The grade cricketer is a brilliant read funny for all of us older blokes still rolling them arm over in 40 degree heat and wondering why. A really good laugh
Got a few books for Christmas and one of them was Phillip huges auto and must say one of my best reads for a while,gives you a real insight to him as a person,not just a cricketer and not hard to see why he was loved so much around the world as well is here in Australia
Would recommend to anyone and especially to the young people out there
Enjoyed reading all these.
Adam Gilchrist True Colours
Matthew Hayden Standing my Ground
Glenn McGrath Line and strength
Ricky Ponting captain diaries 2009
Botham The Autobiography
Freddie The biography of Andrew Flintoff
Currently reading Nasser Hussains Playing with fire. Enjoying this too.
Not cricket but Andrew Johns The Two Of Me is worth reading too.
Mike Atherton's autobiography, "Opening Up", is fantastic. I love Athers as a commentator and a journalist - I appreciate his dry wit. You can get copies of "Opening Up" on eBay. It was published in 2003 from memory.
I see that Chris Gayle is publishing his autobiography - titled "Six Machine" - in June. (Insert "he's WRITTEN one more than he's READ" gag here! )
Mike Atherton's autobiography, "Opening Up", is fantastic. I love Athers as a commentator and a journalist - I appreciate his dry wit. You can get copies of "Opening Up" on eBay. It was published in 2003 from memory.
I see that Chris Gayle is publishing his autobiography - titled "Six Machine" - in June. (Insert "he's WRITTEN one more than he's READ" gag here! )
Finished reading "Decima Norman: The First Golden Girl" - the biography on the first athlete to win five gold medals at any International Track & Field event (1938 British Empire Games) - brilliantly researched story on a pioneer of Australian Athletics and forerunner to Cuthbert, Strickland, Flintoff, Boyle, Freeman etc.

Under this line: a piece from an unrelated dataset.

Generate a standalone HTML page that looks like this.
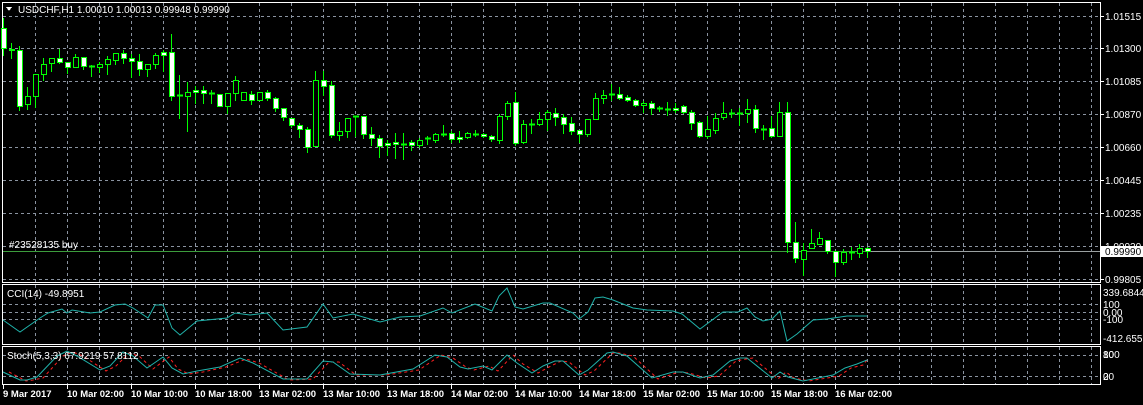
<!DOCTYPE html>
<html><head><meta charset="utf-8"><style>
html,body{margin:0;padding:0;background:#000;width:1143px;height:405px;overflow:hidden}
svg{display:block}
text{font-family:"Liberation Sans",sans-serif;font-size:10px;fill:#fff}
</style></head><body>
<svg id="s" width="1143" height="405" xmlns="http://www.w3.org/2000/svg" shape-rendering="crispEdges"></svg>
<script>
var s=document.getElementById('s'),h='';
function L(x1,y1,x2,y2,c,d,w){h+='<line x1="'+x1+'" y1="'+y1+'" x2="'+x2+'" y2="'+y2+'" stroke="'+c+'" stroke-width="'+(w||1)+'"'+(d?' stroke-dasharray="'+d+'"':'')+'/>';}
function T(x,y,t,a){h+='<text x="'+x+'" y="'+y+'"'+(a||'')+'>'+t+'</text>';}
var G='#8a93a0';
// grid verticals
for(var x=35.5;x<1100;x+=32){L(x,3,x,282,G,'3,3');L(x,285,x,344,G,'3,3');L(x,347,x,384,G,'3,3');}
var hy=[16,48,81,114,147,180,213,246,279];
hy.forEach(function(y){L(3,y+.5,1100,y+.5,G,'3,3');});
[304,312,319].forEach(function(y){L(3,y+.5,1100,y+.5,G,'3,3');});
[355,376].forEach(function(y){L(3,y+.5,1100,y+.5,G,'3,3');});
// frames
function R(x1,y1,x2,y2){h+='<rect x="'+x1+'.5" y="'+y1+'.5" width="'+(x2-x1)+'" height="'+(y2-y1)+'" fill="none" stroke="#fff"/>';}
R(2,2,1100,282);R(2,284,1100,344);R(2,346,1100,384);
// price line
L(3,251.5,1100,251.5,'#9aa0a0');L(3,251.5,870,251.5,'#3c9c3c');
// candles: [top,bot,wt,wb,type]
var c=[[28,48,18,55,'w'],[49,50,43,58,'w'],[50,106,46,110,'w'],[96,104,87,109,'b'],[74,96,74,107,'b'],[64,74,58,80,'b'],[58,63,58,71,'b'],[58,62,49,63,'w'],[62,67,62,73,'w'],[57,67,54,67,'b'],
[57,66,57,69,'w'],[66,67,65,76,'d'],[64,67,62,72,'b'],[59,64,56,74,'b'],[53,60,53,64,'b'],[53,58,50,63,'w'],[58,61,54,77,'w'],[61,69,54,75,'w'],[64,69,64,76,'b'],[55,64,53,68,'b'],
[52,55,50,71,'w'],[52,96,34,100,'w'],[95,96,75,118,'d'],[92,96,82,131,'b'],[90,92,86,103,'w'],[90,93,86,103,'w'],[93,94,90,103,'d'],[94,106,94,106,'w'],[93,106,93,113,'b'],[80,93,76,100,'b'],
[92,100,92,100,'b'],[94,100,91,104,'w'],[92,100,92,100,'b'],[92,98,90,100,'w'],[98,108,97,111,'w'],[108,117,108,120,'w'],[118,125,118,127,'w'],[125,129,123,137,'w'],[129,147,127,152,'w'],[80,146,71,146,'b'],
[80,86,71,95,'w'],[85,135,81,137,'w'],[131,135,122,140,'b'],[118,131,118,137,'b'],[116,118,116,136,'d'],[116,134,116,138,'w'],[134,138,127,145,'w'],[138,146,135,157,'w'],[143,145,140,155,'w'],[142,144,133,158,'w'],
[144,144,133,159,'d'],[142,145,140,150,'w'],[140,145,138,147,'b'],[138,138,136,144,'d'],[134,140,133,142,'b'],[134,134,125,136,'d'],[133,139,131,142,'w'],[137,139,131,142,'w'],[133,137,132,138,'b'],[134,134,130,136,'d'],
[134,136,133,137,'w'],[136,139,135,141,'w'],[116,140,114,143,'b'],[103,116,101,119,'b'],[102,143,92,145,'w'],[124,142,120,143,'b'],[124,124,119,133,'d'],[119,124,112,125,'b'],[112,119,110,130,'b'],[113,117,108,125,'w'],
[117,124,114,133,'w'],[123,131,117,134,'w'],[130,134,130,142,'w'],[119,134,119,136,'b'],[98,119,93,119,'b'],[95,98,90,103,'b'],[94,94,84,100,'d'],[94,98,87,99,'w'],[97,100,95,101,'w'],[100,105,99,106,'w'],
[103,105,101,112,'b'],[103,108,101,114,'w'],[108,108,106,111,'d'],[109,109,102,115,'d'],[108,110,103,112,'w'],[106,112,105,113,'w'],[112,123,110,129,'w'],[122,136,121,137,'w'],[129,136,116,138,'b'],[118,130,113,133,'b'],
[113,117,102,119,'b'],[113,113,109,117,'d'],[113,113,108,125,'d'],[109,113,99,122,'b'],[109,128,105,132,'w'],[129,129,125,139,'d'],[128,136,116,137,'w'],[112,136,102,136,'b'],[112,242,102,252,'w'],[242,258,222,262,'w'],
[250,259,243,275,'b'],[243,248,229,248,'b'],[238,244,232,244,'b'],[240,251,240,253,'w'],[251,262,251,276,'w'],[252,262,249,264,'b'],[252,252,247,259,'d'],[248,253,244,257,'b'],[248,251,247,257,'w']];
c.forEach(function(k,i){var x=3+8*i;L(x+.5,k[2],x+.5,k[3]+1,'#00ff00');
 if(k[4]=='d'){L(x-2,k[0]+.5,x+4,k[0]+.5,'#00ff00',0,2);}
 else h+='<rect x="'+(x-2)+'.5" y="'+k[0]+'.5" width="5" height="'+Math.max(1,k[1]-k[0])+'" fill="'+(k[4]=='w'?'#fff':'#000')+'" stroke="#00ff00"/>';});
// CCI
var cci=[[3,320],[20,332],[40,318],[48,313],[62,309],[67,313],[72,310],[90,313],[100,312],[115,305],[125,304],[133,308],[148,318],[155,305],[163,305],[172,328],[180,335],[197,321],[227,318],[235,313],[250,315],[267,313],[283,330],[307,327],[323,304],[333,318],[353,314],[380,322],[400,317],[420,316],[443,308],[452,313],[475,304],[492,311],[499,296],[507,288],[515,307],[523,309],[543,303],[550,303],[573,313],[579,319],[588,312],[595,298],[603,297],[613,300],[633,308],[647,310],[673,311],[682,314],[700,329],[723,312],[738,312],[747,308],[755,317],[763,321],[772,319],[780,311],[787,341],[797,334],[813,320],[827,319],[847,316],[867,316]];
function P(a,c,d){h+='<polyline fill="none" stroke="'+c+'" shape-rendering="auto" '+(d?'stroke-dasharray="'+d+'" ':'')+'points="'+a.map(function(p){return p.join(',')}).join(' ')+'"/>';}
P(cci,'#20b2aa');
var st=[[3,372],[20,380],[27,380],[37,377],[57,356],[67,351],[77,356],[100,370],[110,366],[123,352],[133,356],[147,368],[163,357],[172,368],[183,374],[197,371],[220,367],[240,358],[253,363],[283,379],[307,379],[323,361],[333,362],[350,374],[380,375],[413,369],[435,355],[447,357],[460,367],[468,369],[483,366],[492,370],[507,355],[517,363],[532,373],[543,366],[555,361],[563,361],[579,375],[588,370],[607,353],[613,352],[627,356],[652,378],[673,372],[683,372],[700,378],[713,375],[730,361],[740,358],[747,358],[772,378],[780,372],[788,377],[803,381],[833,375],[845,368],[857,364],[867,360]];
var sg=st.map(function(p,i){var x=p[0]+6;if(x>867)x=867;return [x,p[1]+ (i%2?1:0)];});
P(sg,'#ff2020','3,3');P(st,'#20b2aa');
// text
h+='<path d="M6 7 L12 7 L9 11 Z" fill="#fff"/>';
T(18,13,'USDCHF,H1  1.00010 1.00013 0.99948 0.99990');
T(9,248,'#23528135 buy');
T(7,297,'CCI(14) -49.8951');T(7,359,'Stoch(5,3,3) 67.9219 57.8112');
var pl=['1.01515','1.01300','1.01085','1.00870','1.00660','1.00445','1.00235','1.00020','0.99805'];
pl.forEach(function(t,i){var y=hy[i];L(1100,y+.5,1104,y+.5,'#fff');T(1105,y+4,t);});
h+='<rect x="1101" y="246" width="42" height="11" fill="#fff"/>';
h+='<text x="1105" y="255" style="fill:#000">0.99990</text>';
T(1103,296,'339.6844');T(1103,308,'100');T(1103,316,'0.00');T(1103,323,'-100');T(1103,342,'-412.6559');
T(1103,358,'100');T(1103,358,'80');T(1103,380,'20');T(1103,380,'0');
var dl=['9 Mar 2017','10 Mar 02:00','10 Mar 10:00','10 Mar 18:00','13 Mar 02:00','13 Mar 10:00','13 Mar 18:00','14 Mar 02:00','14 Mar 10:00','14 Mar 18:00','15 Mar 02:00','15 Mar 10:00','15 Mar 18:00','16 Mar 02:00'];
dl.forEach(function(t,i){var x=3+64*i;L(x+.5,385,x+.5,389,'#fff');T(x+(i?0:0),397,t,' style="font-weight:bold;font-size:9.5px"');});
s.innerHTML=h;
</script>
</body></html>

Also just read Richard Cashman's great little book on the legendary "YABBA" - the great SCG sports barracker of the 1920's & 30's and my current read is Max Bonnell's "Lucky", the story of Australia's 1926 Ashes Captain; Herbie Collins which I can recommend so far
I have just started "Sex, Drugs and Rebel Tours - The England Cricket Team in the 1980's" by David Tossell (he also wrote "Grovel", about the West Indies tour of England in 1976) and it is great!
My favourite ever cricket book is "Captains on a Seesaw" by Phil Tressider, about the 1968-69 West Indies tour of Australia. I'm not sure where you could get a copy now but if you can source one, it is excellent read.
More recent books that I recommend are:
Fierce Focus - Greg Chappell autobiography
The Captains - Malcolm Knox (history of Australia's Test captains)
Bradman's War - Malcolm Knox (story of the 1948 Invincibles tour)
The Rebel Tours: Cricket's Crisis of Conscience - Peter May
True Colours - Adam Gilchrist autobiography
Glorious Summers and Discontents - Michael Atherton (selection of his newspaper columns)
There are books from Jonathan Trott, A.B de Villiers, Michael Clarke, Mitchell Johnson, Mark Nicholas, Dennis Lillee, Brad Hogg and Brad Haddin being released over the next few months.
Right, thanks to a subscriber email from Ken Piesse (www.cricketbooks.com.au) we can now match book cover images to some of the authors I have listed above. There are others as well, including the autobiography of Chris Rogers!
These guys do an amazing job and in my experience are very fair-minded and accurate in their appraisal. Might be a useful tool to use before buying physical or electronic copies of this summer's new releases
These guys do an amazing job and in my experience are very fair-minded and accurate in their appraisal. Might be a useful tool to use before buying physical or electronic copies of this summer's new releases
Six chapters in, it seems to me that George Bradley Hogg has written the cricket book of the summer. It is a great mix of humour, hard lessons and reflection. All this, and I'm only up to the second match of his Western Australian career.
Never before have I read the words "I was leaking bum gravy" appear in ANY autobiography!!